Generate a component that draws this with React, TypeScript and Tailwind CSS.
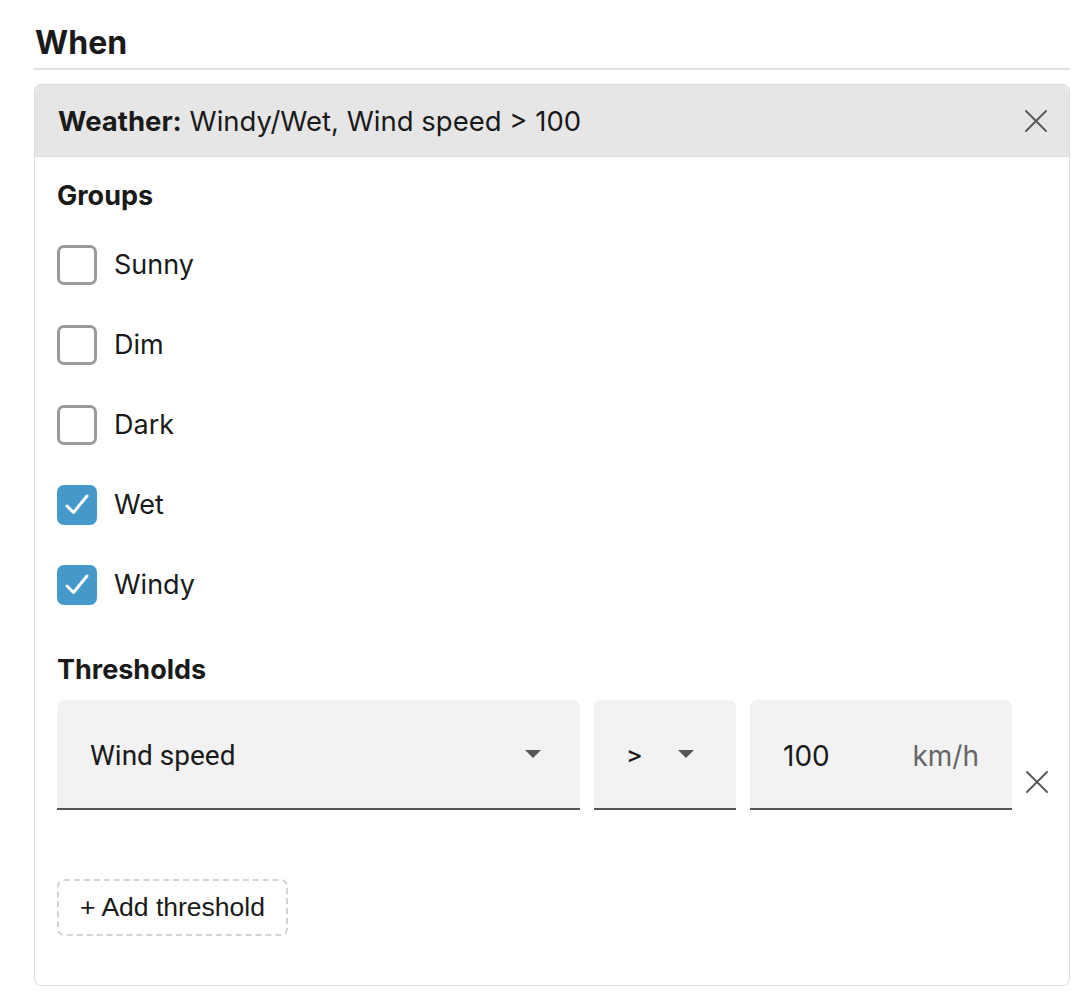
const groups = [
  { name: 'Sunny', checked: false },
  { name: 'Dim', checked: false },
  { name: 'Dark', checked: false },
  { name: 'Wet', checked: true },
  { name: 'Windy', checked: true },
];

function Close({ className }: { className?: string }) {
  return (
    <svg viewBox="0 0 22 22" className={className} fill="none" stroke="#555" strokeWidth="1.8" strokeLinecap="round">
      <path d="M1 1l20 20M21 1L1 21" />
    </svg>
  );
}

function Checkbox({ checked }: { checked: boolean }) {
  if (checked) {
    return (
      <span className="flex h-10 w-10 shrink-0 items-center justify-center rounded-[7px] bg-[#4499c9]">
        <svg viewBox="0 0 40 40" className="h-10 w-10" fill="none" stroke="white" strokeWidth="3" strokeLinecap="round" strokeLinejoin="round">
          <path d="M10 21l6.5 6.5L30 11" />
        </svg>
      </span>
    );
  }
  return <span className="block h-10 w-10 shrink-0 rounded-[7px] border-[3px] border-[#9a9a9a] bg-white" />;
}

function Caret() {
  return (
    <svg viewBox="0 0 16 8" className="h-2 w-4 shrink-0" fill="#555">
      <path d="M0 0h16L8 8z" />
    </svg>
  );
}

export default function App() {
  return (
    <div className="min-h-screen bg-white pl-[33px] pr-[8px] pt-[23px] font-['Inter',sans-serif] text-[#1a1a1a]">
      <h2 className="pl-[2px] text-[32px] font-bold leading-[40px]">When</h2>
      <div className="mt-[5px] h-[2px] w-[1037px] bg-[#e2e2e2]" />

      <div className="ml-[1px] mt-[14px] w-[1036px] overflow-hidden rounded-[7px] border border-[#dcdcdc]">
        <div className="flex h-[72px] items-center justify-between border-b border-[#dcdcdc] bg-[#e6e6e6] pl-[23px] pr-[22px]">
          <div className="pt-[3px] text-[27.5px]">
            <span className="font-bold">Weather:</span> Windy/Wet, Wind speed &gt; 100
          </div>
          <Close className="h-[22px] w-[22px]" />
        </div>

        <div className="pb-[49px] pl-[22px] pr-[21px]">
          <div className="mt-[23px] text-[27px] font-bold leading-[32px]">Groups</div>
          <div className="mt-[33px] flex flex-col gap-10">
            {groups.map((g) => (
              <label key={g.name} className="flex h-10 items-center gap-[17px] text-[27px]">
                <Checkbox checked={g.checked} />
                <span className="pt-[1px]">{g.name}</span>
              </label>
            ))}
          </div>

          <div className="mt-[49px] text-[27px] font-bold leading-[32px]">Thresholds</div>
          <div className="mt-[14px] flex items-end gap-[14px] font-['Roboto',sans-serif] text-[28px]">
            <div className="flex h-[110px] w-[523px] shrink-0 items-center justify-between rounded-t-[7px] border-b-2 border-[#555] bg-[#f2f2f2] pl-[33px] pr-[39px]">
              <span className="pt-[3px]">Wind speed</span>
              <Caret />
            </div>
            <div className="flex h-[110px] w-[142px] shrink-0 items-center justify-between rounded-t-[7px] border-b-2 border-[#555] bg-[#f2f2f2] pl-[33px] pr-[42px]">
              <span className="pt-[3px]">&gt;</span>
              <Caret />
            </div>
            <div className="flex h-[110px] w-[262px] shrink-0 items-center justify-between rounded-t-[7px] border-b-2 border-[#555] bg-[#f2f2f2] pl-[33px] pr-[33px] pt-[3px] font-['Inter',sans-serif]">
              <span>100</span>
              <span className="text-[#666]">km/h</span>
            </div>
            <Close className="mb-[17px] h-[22px] w-[22px] shrink-0" />
          </div>

          <button className="mt-[69px] flex h-[57px] items-center rounded-[7px] border-2 border-dashed border-[#d4d4d4] px-[21px] font-['Liberation_Sans',sans-serif] text-[26.5px] text-[#1a1a1a]">
            + Add threshold
          </button>
        </div>
      </div>
    </div>
  );
}
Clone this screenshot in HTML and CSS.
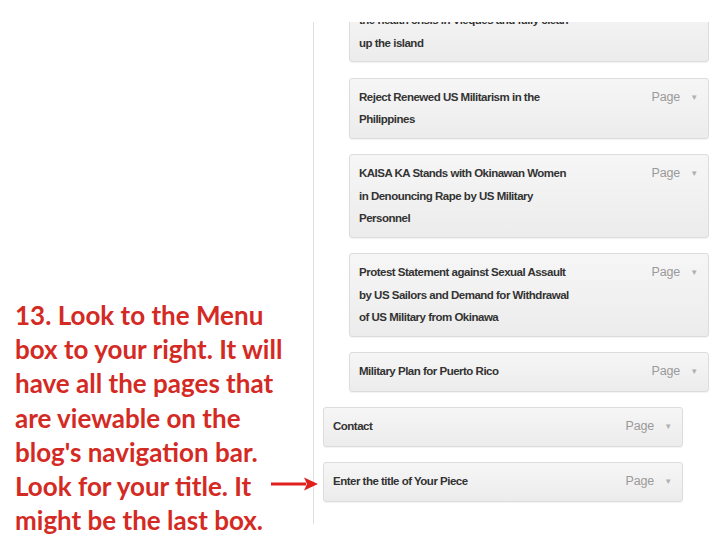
FILE: index.html
```html
<!DOCTYPE html>
<html lang="en">
<head>
  <meta charset="UTF-8" />
  <title>13. Look to the Menu box</title>
  <link rel="stylesheet" href="styles.css">
</head>
<body>
  <div class="slide">
    <div class="note">
      <p class="note-text">13. Look to the Menu<br>box to your right. It will<br>have all the pages that<br>are viewable on the<br>blog's navigation bar.<br>Look for your title. It<br>might be the last box.</p>
      <svg class="arrow" width="50" height="16" viewBox="0 0 50 16">
        <line x1="1" y1="8" x2="36" y2="8" stroke="#e0201c" stroke-width="3" />
        <polygon points="34,1.5 48,8 34,14.5 37,8" fill="#e0201c" />
      </svg>
    </div>

    <div class="menu">
      <ul class="items">
        <li class="sub">
          <div class="item">
            <span class="title">the health crisis in Vieques and fully clean<br>up the island</span>
          </div>
        </li>
        <li class="sub">
          <div class="item">
            <span class="title">Reject Renewed US Militarism in the<br>Philippines</span>
            <span class="type">Page <i class="caret">&#9660;</i></span>
          </div>
        </li>
        <li class="sub">
          <div class="item">
            <span class="title">KAISA KA Stands with Okinawan Women<br>in Denouncing Rape by US Military<br>Personnel</span>
            <span class="type">Page <i class="caret">&#9660;</i></span>
          </div>
        </li>
        <li class="sub">
          <div class="item">
            <span class="title">Protest Statement against Sexual Assault<br>by US Sailors and Demand for Withdrawal<br>of US Military from Okinawa</span>
            <span class="type">Page <i class="caret">&#9660;</i></span>
          </div>
        </li>
        <li class="sub">
          <div class="item">
            <span class="title">Military Plan for Puerto Rico</span>
            <span class="type">Page <i class="caret">&#9660;</i></span>
          </div>
        </li>
        <li>
          <div class="item">
            <span class="title">Contact</span>
            <span class="type">Page <i class="caret">&#9660;</i></span>
          </div>
        </li>
        <li>
          <div class="item">
            <span class="title">Enter the title of Your Piece</span>
            <span class="type">Page <i class="caret">&#9660;</i></span>
          </div>
        </li>
      </ul>
    </div>
  </div>
</body>
</html>
```

FILE: styles.css
```css
body {
  margin: 0;
  padding: 0;
  background: #fff;
  font-family: "Liberation Sans", Arial, sans-serif;
}

.slide {
  display: flex;
  width: 720px;
  height: 540px;
  overflow: hidden;
}

.note {
  width: 313px;
  flex-shrink: 0;
  position: relative;
}

.note-text {
  margin: 0;
  padding: 298px 0 0 15px;
  font-family: Lato, "Open Sans", sans-serif;
  font-weight: bold;
  font-size: 26px;
  line-height: 34.2px;
  color: #d42a24;
  white-space: nowrap;
}

.arrow {
  position: absolute;
  left: 270px;
  top: 476px;
}

.menu {
  margin-top: 22px;
  height: 502px;
  flex: 1;
  border-left: 1px solid #dedede;
  overflow: hidden;
}

.items {
  list-style: none;
  margin: -21px 0 0 0;
  padding: 0 0 0 9px;
}

.items li {
  margin-bottom: 15.5px;
}

.items li.sub {
  padding-left: 26px;
}

.item {
  width: 339px;
  display: flex;
  justify-content: space-between;
  align-items: flex-start;
  padding: 7px 10px 7px 9px;
  border: 1px solid #dcdcdc;
  border-radius: 3px;
  background: linear-gradient(to bottom, #f6f6f6, #ececec);
  box-shadow: 0 1px 1px rgba(0, 0, 0, 0.05);
}

.title {
  font-size: 11.5px;
  font-weight: bold;
  line-height: 22.5px;
  letter-spacing: -0.5px;
  color: #333;
  white-space: nowrap;
}

.type {
  font-size: 12.5px;
  line-height: 22.5px;
  color: #9a9a9a;
  letter-spacing: -0.2px;
}

.caret {
  font-style: normal;
  font-size: 8px;
  color: #b0b0b0;
  margin-left: 7px;
  vertical-align: 1px;
}
```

Written task:
Word for word, quote the full listing, omitting every picture.

Task answer:
Generate a component that draws this with React, TypeScript and Tailwind CSS.
const groups = [
  { name: 'Sunny', checked: false },
  { name: 'Dim', checked: false },
  { name: 'Dark', checked: false },
  { name: 'Wet', checked: true },
  { name: 'Windy', checked: true },
];

function Close({ className }: { className?: string }) {
  return (
    <svg viewBox="0 0 22 22" className={className} fill="none" stroke="#555" strokeWidth="1.8" strokeLinecap="round">
      <path d="M1 1l20 20M21 1L1 21" />
    </svg>
  );
}

function Checkbox({ checked }: { checked: boolean }) {
  if (checked) {
    return (
      <span className="flex h-10 w-10 shrink-0 items-center justify-center rounded-[7px] bg-[#4499c9]">
        <svg viewBox="0 0 40 40" className="h-10 w-10" fill="none" stroke="white" strokeWidth="3" strokeLinecap="round" strokeLinejoin="round">
          <path d="M10 21l6.5 6.5L30 11" />
        </svg>
      </span>
    );
  }
  return <span className="block h-10 w-10 shrink-0 rounded-[7px] border-[3px] border-[#9a9a9a] bg-white" />;
}

function Caret() {
  return (
    <svg viewBox="0 0 16 8" className="h-2 w-4 shrink-0" fill="#555">
      <path d="M0 0h16L8 8z" />
    </svg>
  );
}

export default function App() {
  return (
    <div className="min-h-screen bg-white pl-[33px] pr-[8px] pt-[23px] font-['Inter',sans-serif] text-[#1a1a1a]">
      <h2 className="pl-[2px] text-[32px] font-bold leading-[40px]">When</h2>
      <div className="mt-[5px] h-[2px] w-[1037px] bg-[#e2e2e2]" />

      <div className="ml-[1px] mt-[14px] w-[1036px] overflow-hidden rounded-[7px] border border-[#dcdcdc]">
        <div className="flex h-[72px] items-center justify-between border-b border-[#dcdcdc] bg-[#e6e6e6] pl-[23px] pr-[22px]">
          <div className="pt-[3px] text-[27.5px]">
            <span className="font-bold">Weather:</span> Windy/Wet, Wind speed &gt; 100
          </div>
          <Close className="h-[22px] w-[22px]" />
        </div>

        <div className="pb-[49px] pl-[22px] pr-[21px]">
          <div className="mt-[23px] text-[27px] font-bold leading-[32px]">Groups</div>
          <div className="mt-[33px] flex flex-col gap-10">
            {groups.map((g) => (
              <label key={g.name} className="flex h-10 items-center gap-[17px] text-[27px]">
                <Checkbox checked={g.checked} />
                <span className="pt-[1px]">{g.name}</span>
              </label>
            ))}
          </div>

          <div className="mt-[49px] text-[27px] font-bold leading-[32px]">Thresholds</div>
          <div className="mt-[14px] flex items-end gap-[14px] font-['Roboto',sans-serif] text-[28px]">
            <div className="flex h-[110px] w-[523px] shrink-0 items-center justify-between rounded-t-[7px] border-b-2 border-[#555] bg-[#f2f2f2] pl-[33px] pr-[39px]">
              <span className="pt-[3px]">Wind speed</span>
              <Caret />
            </div>
            <div className="flex h-[110px] w-[142px] shrink-0 items-center justify-between rounded-t-[7px] border-b-2 border-[#555] bg-[#f2f2f2] pl-[33px] pr-[42px]">
              <span className="pt-[3px]">&gt;</span>
              <Caret />
            </div>
            <div className="flex h-[110px] w-[262px] shrink-0 items-center justify-between rounded-t-[7px] border-b-2 border-[#555] bg-[#f2f2f2] pl-[33px] pr-[33px] pt-[3px] font-['Inter',sans-serif]">
              <span>100</span>
              <span className="text-[#666]">km/h</span>
            </div>
            <Close className="mb-[17px] h-[22px] w-[22px] shrink-0" />
          </div>

          <button className="mt-[69px] flex h-[57px] items-center rounded-[7px] border-2 border-dashed border-[#d4d4d4] px-[21px] font-['Liberation_Sans',sans-serif] text-[26.5px] text-[#1a1a1a]">
            + Add threshold
          </button>
        </div>
      </div>
    </div>
  );
}
Clone this screenshot in HTML and CSS.
FILE: index.html
```html
<!DOCTYPE html>
<html lang="en">
<head>
  <meta charset="UTF-8" />
  <title>13. Look to the Menu box</title>
  <link rel="stylesheet" href="styles.css">
</head>
<body>
  <div class="slide">
    <div class="note">
      <p class="note-text">13. Look to the Menu<br>box to your right. It will<br>have all the pages that<br>are viewable on the<br>blog's navigation bar.<br>Look for your title. It<br>might be the last box.</p>
      <svg class="arrow" width="50" height="16" viewBox="0 0 50 16">
        <line x1="1" y1="8" x2="36" y2="8" stroke="#e0201c" stroke-width="3" />
        <polygon points="34,1.5 48,8 34,14.5 37,8" fill="#e0201c" />
      </svg>
    </div>

    <div class="menu">
      <ul class="items">
        <li class="sub">
          <div class="item">
            <span class="title">the health crisis in Vieques and fully clean<br>up the island</span>
          </div>
        </li>
        <li class="sub">
          <div class="item">
            <span class="title">Reject Renewed US Militarism in the<br>Philippines</span>
            <span class="type">Page <i class="caret">&#9660;</i></span>
          </div>
        </li>
        <li class="sub">
          <div class="item">
            <span class="title">KAISA KA Stands with Okinawan Women<br>in Denouncing Rape by US Military<br>Personnel</span>
            <span class="type">Page <i class="caret">&#9660;</i></span>
          </div>
        </li>
        <li class="sub">
          <div class="item">
            <span class="title">Protest Statement against Sexual Assault<br>by US Sailors and Demand for Withdrawal<br>of US Military from Okinawa</span>
            <span class="type">Page <i class="caret">&#9660;</i></span>
          </div>
        </li>
        <li class="sub">
          <div class="item">
            <span class="title">Military Plan for Puerto Rico</span>
            <span class="type">Page <i class="caret">&#9660;</i></span>
          </div>
        </li>
        <li>
          <div class="item">
            <span class="title">Contact</span>
            <span class="type">Page <i class="caret">&#9660;</i></span>
          </div>
        </li>
        <li>
          <div class="item">
            <span class="title">Enter the title of Your Piece</span>
            <span class="type">Page <i class="caret">&#9660;</i></span>
          </div>
        </li>
      </ul>
    </div>
  </div>
</body>
</html>
```

FILE: styles.css
```css
body {
  margin: 0;
  padding: 0;
  background: #fff;
  font-family: "Liberation Sans", Arial, sans-serif;
}

.slide {
  display: flex;
  width: 720px;
  height: 540px;
  overflow: hidden;
}

.note {
  width: 313px;
  flex-shrink: 0;
  position: relative;
}

.note-text {
  margin: 0;
  padding: 298px 0 0 15px;
  font-family: Lato, "Open Sans", sans-serif;
  font-weight: bold;
  font-size: 26px;
  line-height: 34.2px;
  color: #d42a24;
  white-space: nowrap;
}

.arrow {
  position: absolute;
  left: 270px;
  top: 476px;
}

.menu {
  margin-top: 22px;
  height: 502px;
  flex: 1;
  border-left: 1px solid #dedede;
  overflow: hidden;
}

.items {
  list-style: none;
  margin: -21px 0 0 0;
  padding: 0 0 0 9px;
}

.items li {
  margin-bottom: 15.5px;
}

.items li.sub {
  padding-left: 26px;
}

.item {
  width: 339px;
  display: flex;
  justify-content: space-between;
  align-items: flex-start;
  padding: 7px 10px 7px 9px;
  border: 1px solid #dcdcdc;
  border-radius: 3px;
  background: linear-gradient(to bottom, #f6f6f6, #ececec);
  box-shadow: 0 1px 1px rgba(0, 0, 0, 0.05);
}

.title {
  font-size: 11.5px;
  font-weight: bold;
  line-height: 22.5px;
  letter-spacing: -0.5px;
  color: #333;
  white-space: nowrap;
}

.type {
  font-size: 12.5px;
  line-height: 22.5px;
  color: #9a9a9a;
  letter-spacing: -0.2px;
}

.caret {
  font-style: normal;
  font-size: 8px;
  color: #b0b0b0;
  margin-left: 7px;
  vertical-align: 1px;
}
```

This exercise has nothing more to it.